Given data:
+--

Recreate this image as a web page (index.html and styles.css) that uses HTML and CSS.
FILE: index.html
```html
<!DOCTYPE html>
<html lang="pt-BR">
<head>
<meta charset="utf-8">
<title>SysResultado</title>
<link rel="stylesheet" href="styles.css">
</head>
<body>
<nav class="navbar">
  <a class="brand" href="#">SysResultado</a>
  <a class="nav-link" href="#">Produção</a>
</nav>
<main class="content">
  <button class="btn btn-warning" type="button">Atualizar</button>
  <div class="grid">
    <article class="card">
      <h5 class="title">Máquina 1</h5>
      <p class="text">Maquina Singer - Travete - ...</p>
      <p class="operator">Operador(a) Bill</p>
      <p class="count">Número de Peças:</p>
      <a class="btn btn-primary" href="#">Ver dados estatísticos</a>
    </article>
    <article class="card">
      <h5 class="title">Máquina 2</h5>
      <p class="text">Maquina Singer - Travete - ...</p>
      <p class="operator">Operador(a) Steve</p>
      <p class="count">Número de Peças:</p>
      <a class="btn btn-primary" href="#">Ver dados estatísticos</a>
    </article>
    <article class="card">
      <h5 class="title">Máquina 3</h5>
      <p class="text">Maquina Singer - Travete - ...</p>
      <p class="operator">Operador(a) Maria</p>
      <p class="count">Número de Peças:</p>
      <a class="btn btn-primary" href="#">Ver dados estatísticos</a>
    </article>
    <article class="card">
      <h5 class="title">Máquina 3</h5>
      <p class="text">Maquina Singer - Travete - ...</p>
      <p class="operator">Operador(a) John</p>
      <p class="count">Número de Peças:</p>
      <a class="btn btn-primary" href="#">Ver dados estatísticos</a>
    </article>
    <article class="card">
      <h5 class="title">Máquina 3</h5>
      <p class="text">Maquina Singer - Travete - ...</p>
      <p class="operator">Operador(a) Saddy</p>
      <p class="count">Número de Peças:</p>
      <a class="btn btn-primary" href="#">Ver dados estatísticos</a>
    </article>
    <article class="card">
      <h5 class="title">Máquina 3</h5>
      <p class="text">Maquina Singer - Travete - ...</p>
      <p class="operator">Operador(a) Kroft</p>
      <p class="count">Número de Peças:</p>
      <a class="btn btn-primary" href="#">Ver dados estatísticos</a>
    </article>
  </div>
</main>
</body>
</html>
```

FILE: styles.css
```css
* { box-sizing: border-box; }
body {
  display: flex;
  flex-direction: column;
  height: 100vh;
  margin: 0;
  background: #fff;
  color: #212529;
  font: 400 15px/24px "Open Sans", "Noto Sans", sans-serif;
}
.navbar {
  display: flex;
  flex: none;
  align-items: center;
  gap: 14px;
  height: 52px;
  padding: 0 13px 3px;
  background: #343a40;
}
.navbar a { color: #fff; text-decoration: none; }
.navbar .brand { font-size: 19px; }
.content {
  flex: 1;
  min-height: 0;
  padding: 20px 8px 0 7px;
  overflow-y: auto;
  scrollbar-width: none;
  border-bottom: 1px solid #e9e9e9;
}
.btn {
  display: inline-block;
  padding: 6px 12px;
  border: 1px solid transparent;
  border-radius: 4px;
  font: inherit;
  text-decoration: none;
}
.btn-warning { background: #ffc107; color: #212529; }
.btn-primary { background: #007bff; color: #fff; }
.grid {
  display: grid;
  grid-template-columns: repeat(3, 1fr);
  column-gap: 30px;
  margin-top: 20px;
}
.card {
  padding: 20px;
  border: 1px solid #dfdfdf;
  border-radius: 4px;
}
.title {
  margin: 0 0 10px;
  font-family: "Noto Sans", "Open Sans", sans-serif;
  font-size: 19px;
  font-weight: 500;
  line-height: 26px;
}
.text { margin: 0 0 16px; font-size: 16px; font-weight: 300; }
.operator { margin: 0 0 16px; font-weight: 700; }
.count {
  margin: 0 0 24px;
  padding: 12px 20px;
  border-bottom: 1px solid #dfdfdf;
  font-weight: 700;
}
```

+--

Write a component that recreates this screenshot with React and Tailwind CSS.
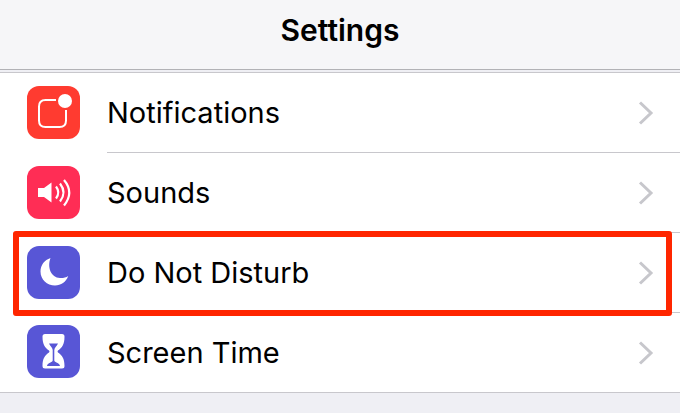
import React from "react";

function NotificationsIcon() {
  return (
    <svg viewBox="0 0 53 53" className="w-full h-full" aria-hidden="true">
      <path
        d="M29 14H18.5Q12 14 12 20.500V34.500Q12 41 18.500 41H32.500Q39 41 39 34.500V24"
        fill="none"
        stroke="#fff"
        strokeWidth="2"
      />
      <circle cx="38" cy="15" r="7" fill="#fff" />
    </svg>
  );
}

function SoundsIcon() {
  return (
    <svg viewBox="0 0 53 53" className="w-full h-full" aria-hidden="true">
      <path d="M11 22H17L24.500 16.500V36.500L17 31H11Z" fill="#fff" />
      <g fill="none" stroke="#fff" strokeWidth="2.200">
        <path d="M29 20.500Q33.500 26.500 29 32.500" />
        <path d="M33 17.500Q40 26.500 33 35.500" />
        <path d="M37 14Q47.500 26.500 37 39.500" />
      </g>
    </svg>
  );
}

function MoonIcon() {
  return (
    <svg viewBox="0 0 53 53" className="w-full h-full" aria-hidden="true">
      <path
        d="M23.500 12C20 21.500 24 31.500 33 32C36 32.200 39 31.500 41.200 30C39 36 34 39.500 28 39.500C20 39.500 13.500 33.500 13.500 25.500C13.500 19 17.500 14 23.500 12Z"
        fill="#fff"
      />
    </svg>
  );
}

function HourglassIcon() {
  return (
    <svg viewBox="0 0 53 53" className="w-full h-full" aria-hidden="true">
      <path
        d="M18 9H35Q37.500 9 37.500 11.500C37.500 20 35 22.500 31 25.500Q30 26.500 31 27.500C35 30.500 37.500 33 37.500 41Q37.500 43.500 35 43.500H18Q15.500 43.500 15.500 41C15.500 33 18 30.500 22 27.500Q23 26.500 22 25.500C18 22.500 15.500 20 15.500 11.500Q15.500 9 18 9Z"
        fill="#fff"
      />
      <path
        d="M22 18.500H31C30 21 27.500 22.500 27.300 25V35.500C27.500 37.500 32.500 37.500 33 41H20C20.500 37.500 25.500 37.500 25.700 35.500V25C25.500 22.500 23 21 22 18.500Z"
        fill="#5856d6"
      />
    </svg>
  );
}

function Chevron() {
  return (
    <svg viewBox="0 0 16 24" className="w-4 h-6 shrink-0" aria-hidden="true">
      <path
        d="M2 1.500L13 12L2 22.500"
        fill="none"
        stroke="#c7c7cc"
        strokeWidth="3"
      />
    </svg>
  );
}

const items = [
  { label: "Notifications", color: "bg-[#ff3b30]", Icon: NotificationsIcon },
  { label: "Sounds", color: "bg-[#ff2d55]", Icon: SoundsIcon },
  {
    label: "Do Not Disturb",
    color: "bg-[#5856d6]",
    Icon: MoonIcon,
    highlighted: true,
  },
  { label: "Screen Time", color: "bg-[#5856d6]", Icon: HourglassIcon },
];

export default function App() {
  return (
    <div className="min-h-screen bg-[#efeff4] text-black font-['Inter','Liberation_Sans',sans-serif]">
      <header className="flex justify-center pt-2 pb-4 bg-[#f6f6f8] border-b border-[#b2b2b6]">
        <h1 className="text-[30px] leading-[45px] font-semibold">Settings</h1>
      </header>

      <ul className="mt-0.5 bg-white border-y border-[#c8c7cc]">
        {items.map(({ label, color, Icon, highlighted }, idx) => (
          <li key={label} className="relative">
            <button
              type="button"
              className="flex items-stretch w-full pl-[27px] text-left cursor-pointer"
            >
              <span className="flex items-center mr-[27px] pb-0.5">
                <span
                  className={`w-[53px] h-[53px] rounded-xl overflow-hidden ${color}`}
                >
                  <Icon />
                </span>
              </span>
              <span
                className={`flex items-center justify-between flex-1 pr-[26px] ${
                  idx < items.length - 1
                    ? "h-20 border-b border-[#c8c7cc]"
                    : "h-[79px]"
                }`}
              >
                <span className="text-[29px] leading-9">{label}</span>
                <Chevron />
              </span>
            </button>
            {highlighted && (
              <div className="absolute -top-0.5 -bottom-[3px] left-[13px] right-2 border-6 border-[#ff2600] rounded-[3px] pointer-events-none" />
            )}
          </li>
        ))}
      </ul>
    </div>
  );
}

+--

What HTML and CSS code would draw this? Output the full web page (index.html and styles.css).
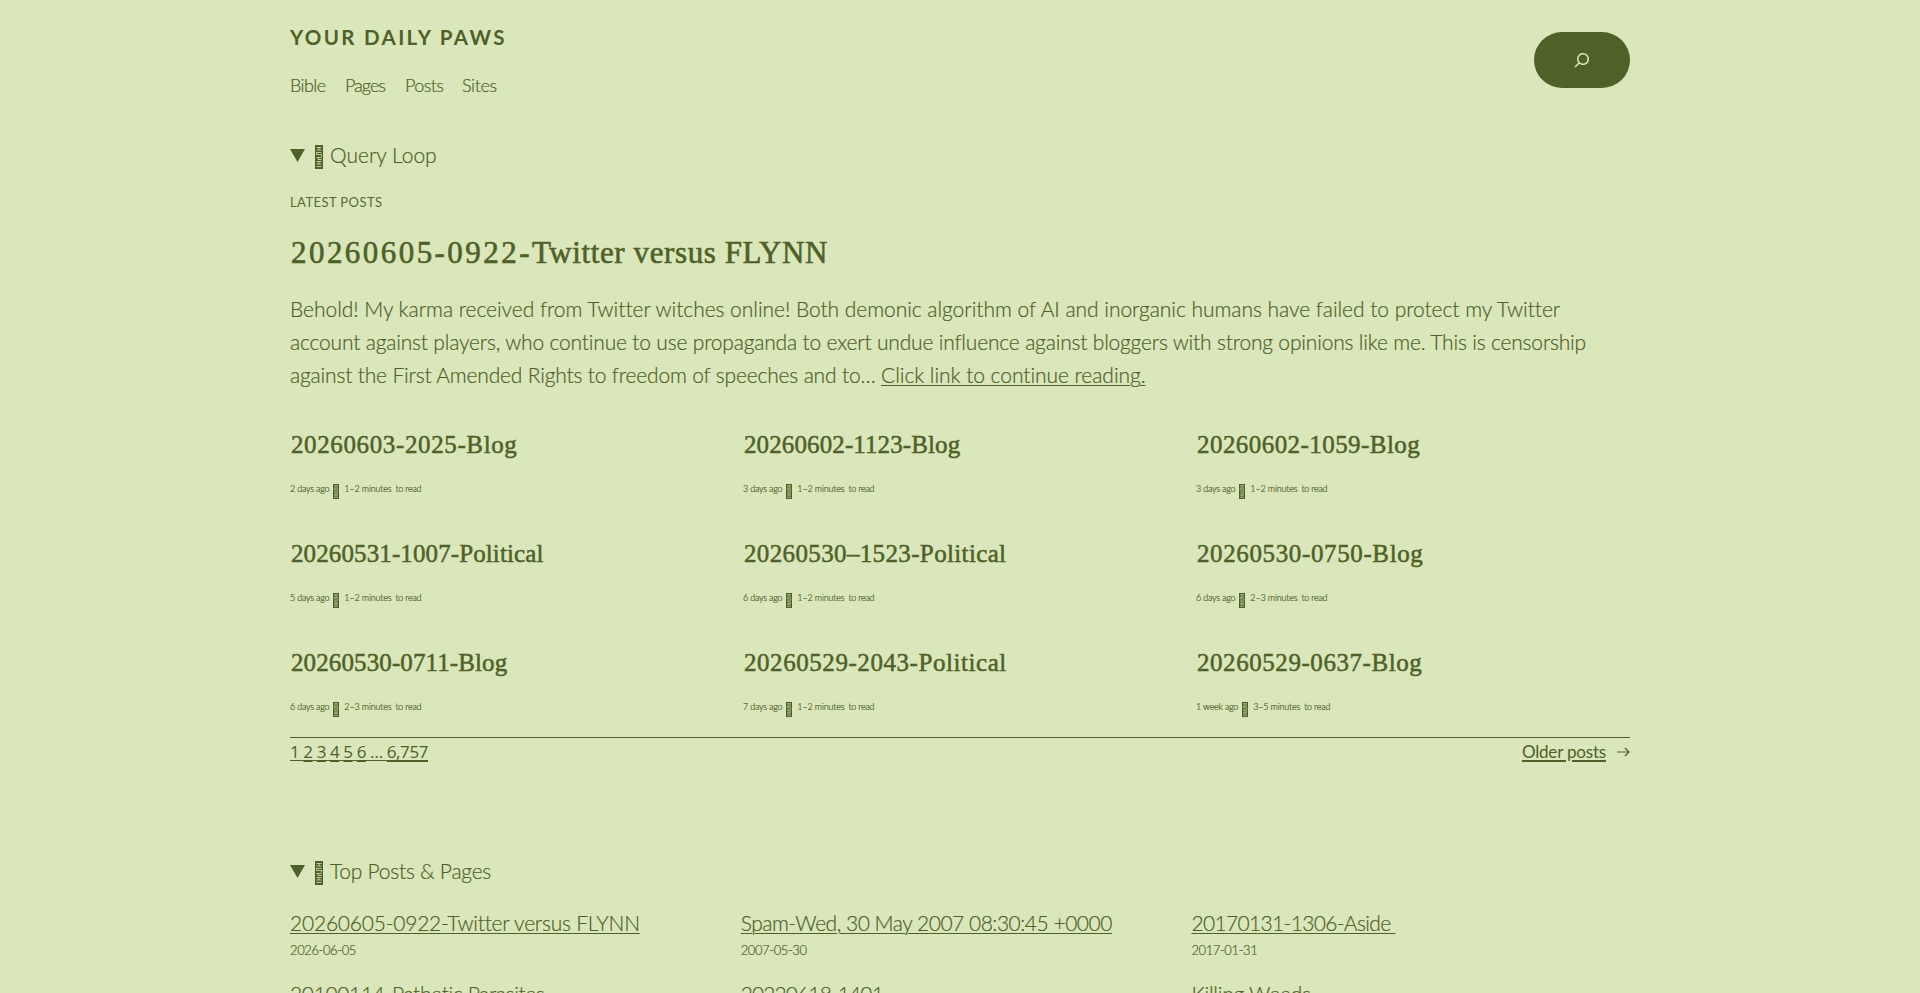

+--

Aim of the task: From the listing above, copy out each line where the word "styles" appears.

Response to this exercise:
Recreate this image as a web page (index.html and styles.css) that uses HTML and CSS.
<link rel="stylesheet" href="styles.css">
FILE: styles.css
What HTML and CSS code would draw this? Output the full web page (index.html and styles.css).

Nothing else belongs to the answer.